Holy League - 1511 alliance between England, Spain, Venice, and the Holy Roman Empire made to fight the French, who were advancing through northern Italy and threatening the security of the Papal States.
Oath of Succession - 1534 oath required of all Church and State officials in England, recognizing the supremacy of Henry over the Church of England and acknowledging the legitimacy of the king's marriage to Anne Boleyn.
Pilgrimage of Grace - 1536 uprising of Catholics and poor farmers in northern England, mainly in Yorkshire and Lincolnshire. The rebels were led by Robert Aske and were primarily upset with the anti-Catholic developments in Henry's government, although they were also fed up with the burdens of high rents and bad farming conditions.
Poor Law - 1536 effort by the government to relieve the major social problem of vagrancy, or rural unemployment, and to take responsibility for the poorest members of English society.
Six Articles - 1539 revision of the Ten Articles. Asserted strongly the Church of England's commitment to orthodoxy, stating that the doctrine of Transubstantiation was true, priests should not marry, monastic vows were inviolable, private masses were legal, and oral confessions to a priest were necessary.

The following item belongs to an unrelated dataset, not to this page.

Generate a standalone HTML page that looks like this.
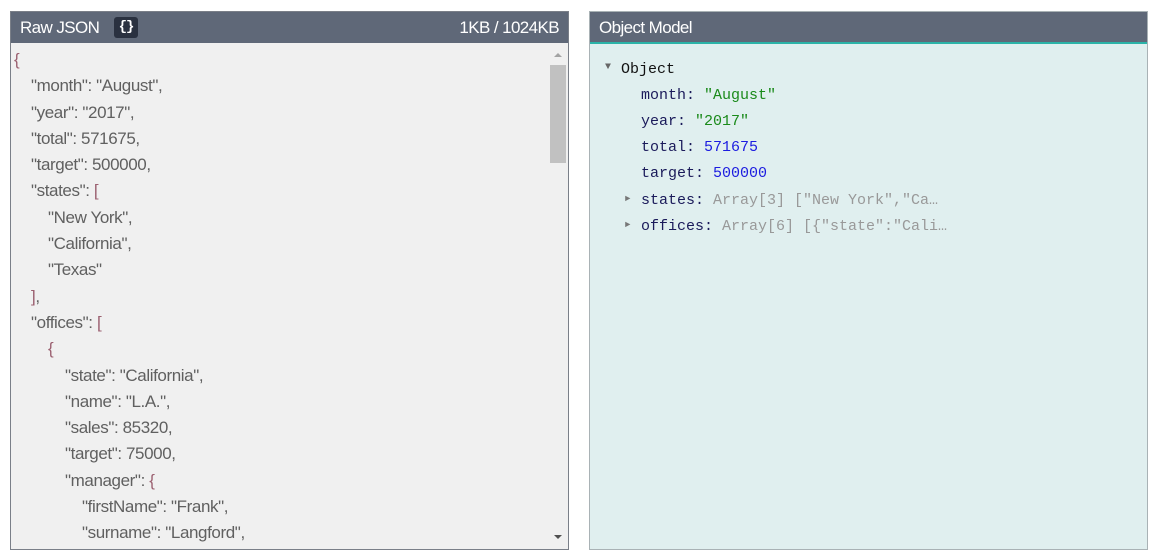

Solway Moss - August 1542 battle between 3000 English troops and 10,000 Scots under King James V. The Scots were defeated handily; this was a major victory for the English, and it commenced a three-year war between the hostile countries.
Supplication against the Ordinaries  - 1532 act of Parliament which deprived all the clergy in the English Church of their legal independence from the king's government. It was the first official step toward Henry's full break with the Roman Catholic Church.
Ten Articles - 1536 act of Parliament which stated the official positions of the Church of England. It upheld orthodox teachings on the sacraments of baptism, penance, and Transubstantiation in the Holy Eucharist, but also introduced government opposition to traditional Catholic practices such as prayerful devotions to saints and to Mary, the mother of Jesus Christ.